_Task to carry out_:
Repeat only what lies from the line with "Generate a component" to the line with "border border-t-white border-l-white", those two lines included, exactly as it stands; omit any images.

_Entries provided_:
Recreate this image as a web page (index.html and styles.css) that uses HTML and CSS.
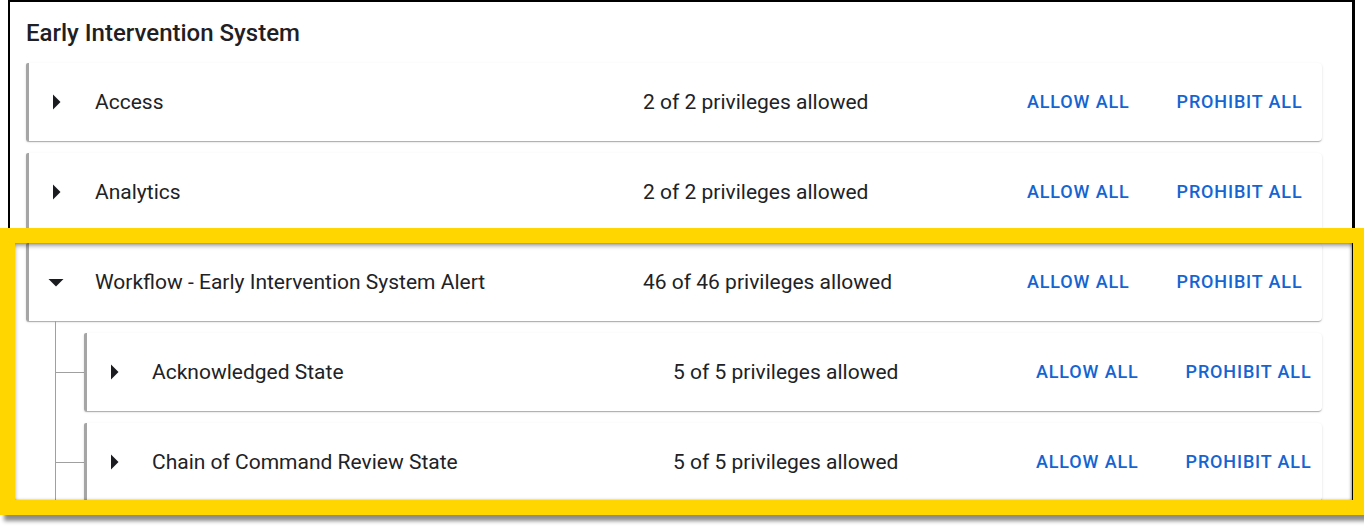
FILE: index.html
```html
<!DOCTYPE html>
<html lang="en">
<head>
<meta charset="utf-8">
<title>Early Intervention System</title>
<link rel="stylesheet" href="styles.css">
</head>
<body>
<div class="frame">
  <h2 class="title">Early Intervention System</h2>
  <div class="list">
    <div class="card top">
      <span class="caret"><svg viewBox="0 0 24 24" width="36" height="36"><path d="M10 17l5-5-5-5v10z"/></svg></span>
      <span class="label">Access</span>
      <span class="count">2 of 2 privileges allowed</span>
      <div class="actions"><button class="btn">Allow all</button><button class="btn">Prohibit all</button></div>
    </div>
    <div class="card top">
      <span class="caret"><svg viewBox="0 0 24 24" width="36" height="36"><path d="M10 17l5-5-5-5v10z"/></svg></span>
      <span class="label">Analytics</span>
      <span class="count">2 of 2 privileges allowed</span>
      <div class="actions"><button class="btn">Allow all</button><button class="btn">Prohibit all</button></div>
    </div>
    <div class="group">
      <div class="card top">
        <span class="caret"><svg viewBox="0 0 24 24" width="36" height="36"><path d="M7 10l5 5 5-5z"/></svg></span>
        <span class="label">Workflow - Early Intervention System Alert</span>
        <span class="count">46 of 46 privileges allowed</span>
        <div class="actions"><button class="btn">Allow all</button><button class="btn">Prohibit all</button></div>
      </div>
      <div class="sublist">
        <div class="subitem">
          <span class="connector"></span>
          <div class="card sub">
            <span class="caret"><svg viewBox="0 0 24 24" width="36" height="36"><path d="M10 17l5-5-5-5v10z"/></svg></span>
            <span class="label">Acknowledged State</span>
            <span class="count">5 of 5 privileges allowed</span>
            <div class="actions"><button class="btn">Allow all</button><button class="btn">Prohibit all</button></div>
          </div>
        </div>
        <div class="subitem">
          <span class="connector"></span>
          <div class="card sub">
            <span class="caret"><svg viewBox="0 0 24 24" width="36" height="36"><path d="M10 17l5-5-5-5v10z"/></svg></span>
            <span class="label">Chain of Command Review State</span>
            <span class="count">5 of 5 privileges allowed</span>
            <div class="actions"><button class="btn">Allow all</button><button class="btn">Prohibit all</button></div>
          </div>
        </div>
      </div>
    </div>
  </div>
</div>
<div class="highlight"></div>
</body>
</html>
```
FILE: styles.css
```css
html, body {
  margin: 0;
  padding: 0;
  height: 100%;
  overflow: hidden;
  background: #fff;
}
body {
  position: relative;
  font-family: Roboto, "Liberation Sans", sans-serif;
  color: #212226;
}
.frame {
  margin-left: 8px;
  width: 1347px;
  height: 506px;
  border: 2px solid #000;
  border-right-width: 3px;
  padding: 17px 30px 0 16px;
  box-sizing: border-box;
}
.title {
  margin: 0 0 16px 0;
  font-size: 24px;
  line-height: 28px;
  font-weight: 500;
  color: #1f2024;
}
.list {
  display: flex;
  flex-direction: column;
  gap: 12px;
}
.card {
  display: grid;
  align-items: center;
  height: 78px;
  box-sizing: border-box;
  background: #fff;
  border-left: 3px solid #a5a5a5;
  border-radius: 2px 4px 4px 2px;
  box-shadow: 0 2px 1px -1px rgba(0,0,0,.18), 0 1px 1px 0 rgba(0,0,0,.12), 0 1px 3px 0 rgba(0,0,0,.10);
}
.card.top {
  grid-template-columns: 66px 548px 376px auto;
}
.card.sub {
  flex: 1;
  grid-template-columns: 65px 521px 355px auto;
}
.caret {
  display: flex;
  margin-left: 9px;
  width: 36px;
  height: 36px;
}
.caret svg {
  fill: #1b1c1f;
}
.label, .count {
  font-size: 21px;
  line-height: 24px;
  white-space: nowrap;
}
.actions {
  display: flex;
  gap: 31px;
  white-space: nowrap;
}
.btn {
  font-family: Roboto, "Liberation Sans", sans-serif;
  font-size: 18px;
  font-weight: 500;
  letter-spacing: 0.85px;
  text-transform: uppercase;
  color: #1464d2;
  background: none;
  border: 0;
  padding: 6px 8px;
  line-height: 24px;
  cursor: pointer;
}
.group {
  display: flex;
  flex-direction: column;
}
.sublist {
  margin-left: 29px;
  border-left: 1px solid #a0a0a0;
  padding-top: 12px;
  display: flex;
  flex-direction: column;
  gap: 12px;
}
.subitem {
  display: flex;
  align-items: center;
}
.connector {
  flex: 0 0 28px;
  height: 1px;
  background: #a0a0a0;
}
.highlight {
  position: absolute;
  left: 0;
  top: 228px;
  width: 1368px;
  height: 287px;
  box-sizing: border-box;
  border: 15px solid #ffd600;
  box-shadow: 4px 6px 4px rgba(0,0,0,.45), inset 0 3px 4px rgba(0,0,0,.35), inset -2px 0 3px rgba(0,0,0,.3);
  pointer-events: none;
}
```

==

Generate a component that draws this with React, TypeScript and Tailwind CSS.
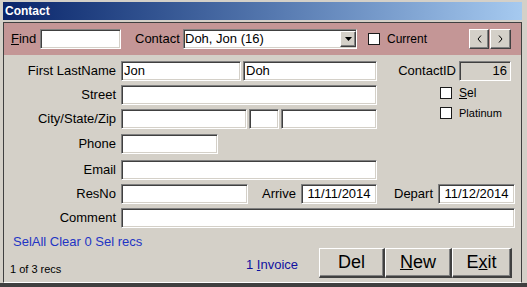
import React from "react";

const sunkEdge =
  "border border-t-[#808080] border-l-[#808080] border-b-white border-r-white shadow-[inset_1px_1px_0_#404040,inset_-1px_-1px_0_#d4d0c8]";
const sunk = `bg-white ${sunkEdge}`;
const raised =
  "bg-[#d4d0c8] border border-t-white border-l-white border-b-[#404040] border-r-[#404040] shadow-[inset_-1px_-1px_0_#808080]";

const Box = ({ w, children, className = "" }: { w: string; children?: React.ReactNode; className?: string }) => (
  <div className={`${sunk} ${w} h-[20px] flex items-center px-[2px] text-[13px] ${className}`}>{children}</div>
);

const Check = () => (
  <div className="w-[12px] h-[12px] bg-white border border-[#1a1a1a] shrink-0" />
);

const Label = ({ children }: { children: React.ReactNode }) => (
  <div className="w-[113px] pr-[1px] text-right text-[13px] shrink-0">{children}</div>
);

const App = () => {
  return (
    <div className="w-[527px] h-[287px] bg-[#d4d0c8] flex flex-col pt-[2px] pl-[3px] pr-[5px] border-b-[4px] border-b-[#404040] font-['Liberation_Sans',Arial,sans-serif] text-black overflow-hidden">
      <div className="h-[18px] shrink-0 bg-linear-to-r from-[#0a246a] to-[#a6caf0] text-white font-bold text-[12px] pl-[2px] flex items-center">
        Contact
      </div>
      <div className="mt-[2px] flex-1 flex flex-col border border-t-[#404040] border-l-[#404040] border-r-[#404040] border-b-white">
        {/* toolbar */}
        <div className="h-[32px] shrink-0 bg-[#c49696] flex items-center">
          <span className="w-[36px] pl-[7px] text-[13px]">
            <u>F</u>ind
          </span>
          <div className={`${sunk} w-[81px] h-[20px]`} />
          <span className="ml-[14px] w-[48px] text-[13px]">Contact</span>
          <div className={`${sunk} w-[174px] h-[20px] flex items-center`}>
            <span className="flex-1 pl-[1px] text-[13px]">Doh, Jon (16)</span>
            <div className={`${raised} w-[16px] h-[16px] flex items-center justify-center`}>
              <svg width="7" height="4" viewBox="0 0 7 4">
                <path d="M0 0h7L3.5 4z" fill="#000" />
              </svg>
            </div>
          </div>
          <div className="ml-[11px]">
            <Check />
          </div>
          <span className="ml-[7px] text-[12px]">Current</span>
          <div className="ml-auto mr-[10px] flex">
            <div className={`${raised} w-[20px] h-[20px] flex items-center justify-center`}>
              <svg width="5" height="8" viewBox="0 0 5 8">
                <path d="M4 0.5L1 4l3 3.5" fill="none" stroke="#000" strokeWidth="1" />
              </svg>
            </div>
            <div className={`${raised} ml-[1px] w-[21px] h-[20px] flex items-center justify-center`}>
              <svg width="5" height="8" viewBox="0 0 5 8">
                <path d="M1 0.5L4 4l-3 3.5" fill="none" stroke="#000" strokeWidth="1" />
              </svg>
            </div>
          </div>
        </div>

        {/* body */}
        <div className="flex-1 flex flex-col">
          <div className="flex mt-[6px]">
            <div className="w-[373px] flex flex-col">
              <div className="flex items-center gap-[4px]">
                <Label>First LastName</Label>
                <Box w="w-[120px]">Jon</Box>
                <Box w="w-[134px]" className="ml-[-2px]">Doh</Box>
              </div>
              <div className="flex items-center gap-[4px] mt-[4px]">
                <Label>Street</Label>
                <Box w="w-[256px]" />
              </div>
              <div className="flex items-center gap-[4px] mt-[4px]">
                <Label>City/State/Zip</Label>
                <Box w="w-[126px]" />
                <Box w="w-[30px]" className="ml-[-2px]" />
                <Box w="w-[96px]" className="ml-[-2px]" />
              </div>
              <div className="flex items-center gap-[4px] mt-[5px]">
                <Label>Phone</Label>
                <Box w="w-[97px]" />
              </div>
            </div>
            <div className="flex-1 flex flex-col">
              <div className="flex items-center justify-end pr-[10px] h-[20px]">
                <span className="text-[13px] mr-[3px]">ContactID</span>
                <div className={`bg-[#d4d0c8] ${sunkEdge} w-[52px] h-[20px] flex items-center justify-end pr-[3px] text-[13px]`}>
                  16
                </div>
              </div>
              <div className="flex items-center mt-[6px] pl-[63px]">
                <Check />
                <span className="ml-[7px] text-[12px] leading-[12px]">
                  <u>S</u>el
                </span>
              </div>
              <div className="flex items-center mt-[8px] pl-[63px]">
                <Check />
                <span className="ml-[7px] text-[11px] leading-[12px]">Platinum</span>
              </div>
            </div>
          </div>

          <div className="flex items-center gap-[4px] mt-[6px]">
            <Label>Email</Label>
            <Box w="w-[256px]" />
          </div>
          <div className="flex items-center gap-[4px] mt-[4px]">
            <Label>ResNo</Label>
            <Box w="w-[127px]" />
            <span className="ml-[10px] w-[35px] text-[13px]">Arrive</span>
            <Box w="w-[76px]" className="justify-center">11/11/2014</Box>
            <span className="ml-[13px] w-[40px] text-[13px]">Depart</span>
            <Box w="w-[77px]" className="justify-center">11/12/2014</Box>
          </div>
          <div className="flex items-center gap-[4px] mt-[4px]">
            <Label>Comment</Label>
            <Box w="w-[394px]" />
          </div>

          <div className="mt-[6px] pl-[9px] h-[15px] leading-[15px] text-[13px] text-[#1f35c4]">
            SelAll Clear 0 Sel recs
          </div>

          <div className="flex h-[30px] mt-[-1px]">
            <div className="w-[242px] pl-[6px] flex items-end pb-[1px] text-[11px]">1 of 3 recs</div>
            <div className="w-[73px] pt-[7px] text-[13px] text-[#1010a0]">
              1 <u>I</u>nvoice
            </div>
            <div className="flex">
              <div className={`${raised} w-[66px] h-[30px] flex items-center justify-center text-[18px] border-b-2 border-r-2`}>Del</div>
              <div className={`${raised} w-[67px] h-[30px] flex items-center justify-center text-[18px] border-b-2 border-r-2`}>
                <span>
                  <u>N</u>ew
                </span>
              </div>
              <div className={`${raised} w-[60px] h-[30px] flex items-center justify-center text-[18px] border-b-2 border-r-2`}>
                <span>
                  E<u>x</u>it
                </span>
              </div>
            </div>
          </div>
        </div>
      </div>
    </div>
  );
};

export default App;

_Answer to the problem_:
Generate a component that draws this with React, TypeScript and Tailwind CSS.
import React from "react";

const sunkEdge =
  "border border-t-[#808080] border-l-[#808080] border-b-white border-r-white shadow-[inset_1px_1px_0_#404040,inset_-1px_-1px_0_#d4d0c8]";
const sunk = `bg-white ${sunkEdge}`;
const raised =
  "bg-[#d4d0c8] border border-t-white border-l-white border-b-[#404040] border-r-[#404040] shadow-[inset_-1px_-1px_0_#808080]";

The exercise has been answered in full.